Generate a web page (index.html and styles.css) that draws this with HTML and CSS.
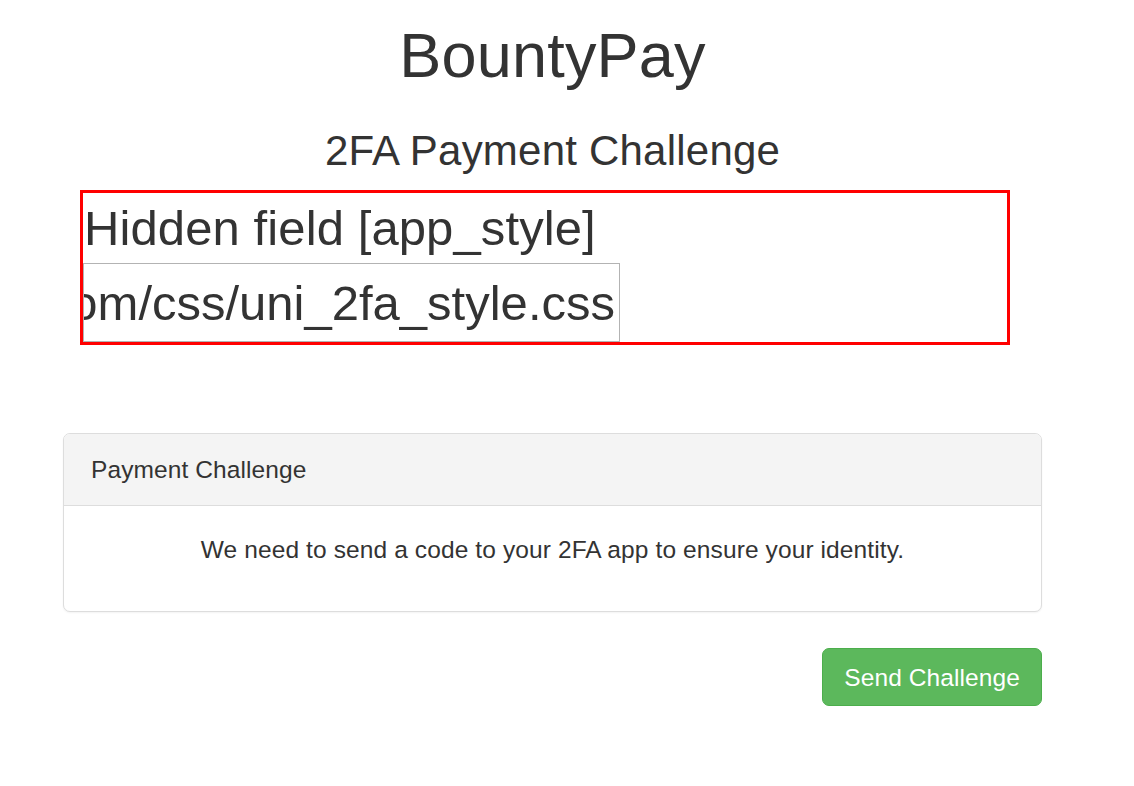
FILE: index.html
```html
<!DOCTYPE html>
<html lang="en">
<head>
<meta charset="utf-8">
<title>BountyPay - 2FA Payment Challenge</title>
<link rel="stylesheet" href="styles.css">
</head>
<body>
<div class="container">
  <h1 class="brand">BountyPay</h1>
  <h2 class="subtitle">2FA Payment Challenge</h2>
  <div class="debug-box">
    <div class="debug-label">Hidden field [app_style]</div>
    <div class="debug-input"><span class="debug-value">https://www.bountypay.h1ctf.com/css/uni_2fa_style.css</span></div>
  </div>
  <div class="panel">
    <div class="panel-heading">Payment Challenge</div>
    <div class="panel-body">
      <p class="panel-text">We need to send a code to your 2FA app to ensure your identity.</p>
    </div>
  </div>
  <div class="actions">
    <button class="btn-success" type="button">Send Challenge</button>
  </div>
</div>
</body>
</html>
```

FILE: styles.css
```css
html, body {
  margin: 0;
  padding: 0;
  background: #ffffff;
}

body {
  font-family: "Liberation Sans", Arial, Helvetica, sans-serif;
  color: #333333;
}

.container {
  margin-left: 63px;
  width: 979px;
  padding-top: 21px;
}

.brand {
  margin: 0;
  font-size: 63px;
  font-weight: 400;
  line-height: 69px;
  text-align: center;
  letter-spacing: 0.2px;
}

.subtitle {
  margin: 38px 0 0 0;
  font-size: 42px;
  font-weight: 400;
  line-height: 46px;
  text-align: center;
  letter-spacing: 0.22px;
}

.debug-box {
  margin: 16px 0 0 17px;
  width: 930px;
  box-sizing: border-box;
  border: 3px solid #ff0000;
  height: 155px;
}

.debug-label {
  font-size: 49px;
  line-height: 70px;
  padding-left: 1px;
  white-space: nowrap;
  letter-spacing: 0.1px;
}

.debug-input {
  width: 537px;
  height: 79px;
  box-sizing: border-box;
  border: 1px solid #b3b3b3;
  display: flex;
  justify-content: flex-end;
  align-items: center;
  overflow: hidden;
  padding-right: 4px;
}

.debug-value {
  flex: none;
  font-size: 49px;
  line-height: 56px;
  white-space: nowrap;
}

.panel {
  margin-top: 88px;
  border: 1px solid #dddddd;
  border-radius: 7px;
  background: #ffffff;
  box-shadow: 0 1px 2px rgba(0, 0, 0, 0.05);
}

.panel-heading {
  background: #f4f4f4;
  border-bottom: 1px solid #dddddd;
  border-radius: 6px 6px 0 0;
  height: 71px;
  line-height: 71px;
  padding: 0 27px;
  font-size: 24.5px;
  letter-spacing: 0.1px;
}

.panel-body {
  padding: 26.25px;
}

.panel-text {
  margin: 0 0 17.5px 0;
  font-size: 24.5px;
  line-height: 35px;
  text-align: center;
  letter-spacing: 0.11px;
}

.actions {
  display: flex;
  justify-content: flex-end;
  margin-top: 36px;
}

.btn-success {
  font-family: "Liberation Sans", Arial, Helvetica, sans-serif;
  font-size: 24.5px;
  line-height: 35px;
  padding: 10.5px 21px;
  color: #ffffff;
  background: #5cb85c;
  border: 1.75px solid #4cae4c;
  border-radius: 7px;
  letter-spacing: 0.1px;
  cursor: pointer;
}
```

--

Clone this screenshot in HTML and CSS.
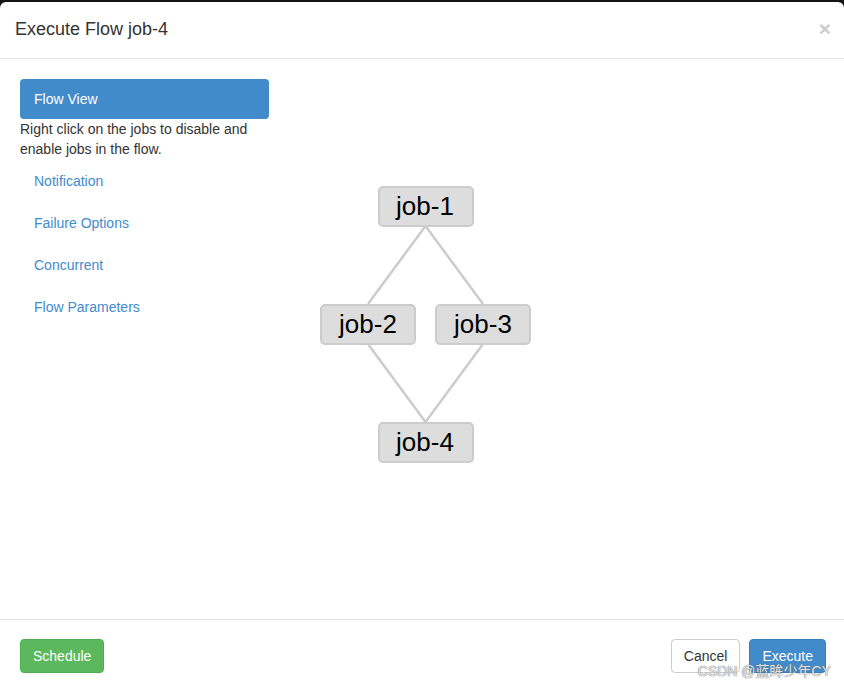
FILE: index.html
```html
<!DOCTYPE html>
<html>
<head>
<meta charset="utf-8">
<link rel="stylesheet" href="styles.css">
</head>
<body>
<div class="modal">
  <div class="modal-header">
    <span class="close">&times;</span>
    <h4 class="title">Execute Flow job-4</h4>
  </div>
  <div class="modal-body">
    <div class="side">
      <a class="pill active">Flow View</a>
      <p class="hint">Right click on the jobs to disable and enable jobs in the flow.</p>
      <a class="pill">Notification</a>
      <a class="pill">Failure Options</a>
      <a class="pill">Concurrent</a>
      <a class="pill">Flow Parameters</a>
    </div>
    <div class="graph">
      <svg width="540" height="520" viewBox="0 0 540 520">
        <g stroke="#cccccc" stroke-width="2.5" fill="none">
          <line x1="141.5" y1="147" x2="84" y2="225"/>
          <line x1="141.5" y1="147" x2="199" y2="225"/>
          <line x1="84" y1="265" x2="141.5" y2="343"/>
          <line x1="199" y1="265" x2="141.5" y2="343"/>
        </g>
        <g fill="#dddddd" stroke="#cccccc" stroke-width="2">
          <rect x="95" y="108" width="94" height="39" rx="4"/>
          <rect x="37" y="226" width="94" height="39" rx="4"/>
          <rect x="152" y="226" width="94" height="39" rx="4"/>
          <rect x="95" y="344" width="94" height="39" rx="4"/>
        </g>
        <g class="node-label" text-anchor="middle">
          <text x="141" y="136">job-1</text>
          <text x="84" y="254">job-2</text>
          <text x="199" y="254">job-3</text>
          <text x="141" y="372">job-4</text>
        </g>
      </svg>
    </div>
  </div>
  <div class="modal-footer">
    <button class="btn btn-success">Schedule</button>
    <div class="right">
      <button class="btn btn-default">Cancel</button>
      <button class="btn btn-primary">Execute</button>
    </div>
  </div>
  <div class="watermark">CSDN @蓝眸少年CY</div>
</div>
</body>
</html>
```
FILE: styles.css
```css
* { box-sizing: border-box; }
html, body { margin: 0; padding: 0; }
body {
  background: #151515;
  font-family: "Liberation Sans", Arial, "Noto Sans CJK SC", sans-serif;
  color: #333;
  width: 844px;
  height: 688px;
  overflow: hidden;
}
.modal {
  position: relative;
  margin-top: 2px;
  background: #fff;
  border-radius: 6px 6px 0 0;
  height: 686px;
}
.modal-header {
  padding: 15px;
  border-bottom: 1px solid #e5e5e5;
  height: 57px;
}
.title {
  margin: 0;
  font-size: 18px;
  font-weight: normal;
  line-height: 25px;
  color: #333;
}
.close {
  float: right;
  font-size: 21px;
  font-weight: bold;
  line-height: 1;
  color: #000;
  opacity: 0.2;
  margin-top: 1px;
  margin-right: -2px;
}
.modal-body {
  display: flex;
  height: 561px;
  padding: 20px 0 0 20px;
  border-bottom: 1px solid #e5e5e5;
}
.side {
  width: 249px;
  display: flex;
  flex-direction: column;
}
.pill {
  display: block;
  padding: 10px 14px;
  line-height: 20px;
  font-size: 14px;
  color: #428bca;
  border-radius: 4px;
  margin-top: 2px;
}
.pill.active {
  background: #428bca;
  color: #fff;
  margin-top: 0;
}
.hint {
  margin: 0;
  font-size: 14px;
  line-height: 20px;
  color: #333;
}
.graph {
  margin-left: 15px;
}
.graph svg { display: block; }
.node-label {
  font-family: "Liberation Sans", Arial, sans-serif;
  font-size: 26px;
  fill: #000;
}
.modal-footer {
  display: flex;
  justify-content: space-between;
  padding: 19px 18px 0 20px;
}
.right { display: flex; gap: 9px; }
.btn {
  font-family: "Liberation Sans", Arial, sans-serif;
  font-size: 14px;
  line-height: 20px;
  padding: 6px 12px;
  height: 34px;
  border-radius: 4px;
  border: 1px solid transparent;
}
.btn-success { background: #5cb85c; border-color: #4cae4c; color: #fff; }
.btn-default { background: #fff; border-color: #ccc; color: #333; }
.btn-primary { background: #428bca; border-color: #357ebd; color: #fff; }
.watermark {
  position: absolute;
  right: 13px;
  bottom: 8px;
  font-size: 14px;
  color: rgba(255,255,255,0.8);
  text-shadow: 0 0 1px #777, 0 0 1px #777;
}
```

Task instructions: Filter the records for lines holding the string "this". Copy each one.

Task answer:
Generate a web page (index.html and styles.css) that draws this with HTML and CSS.
Clone this screenshot in HTML and CSS.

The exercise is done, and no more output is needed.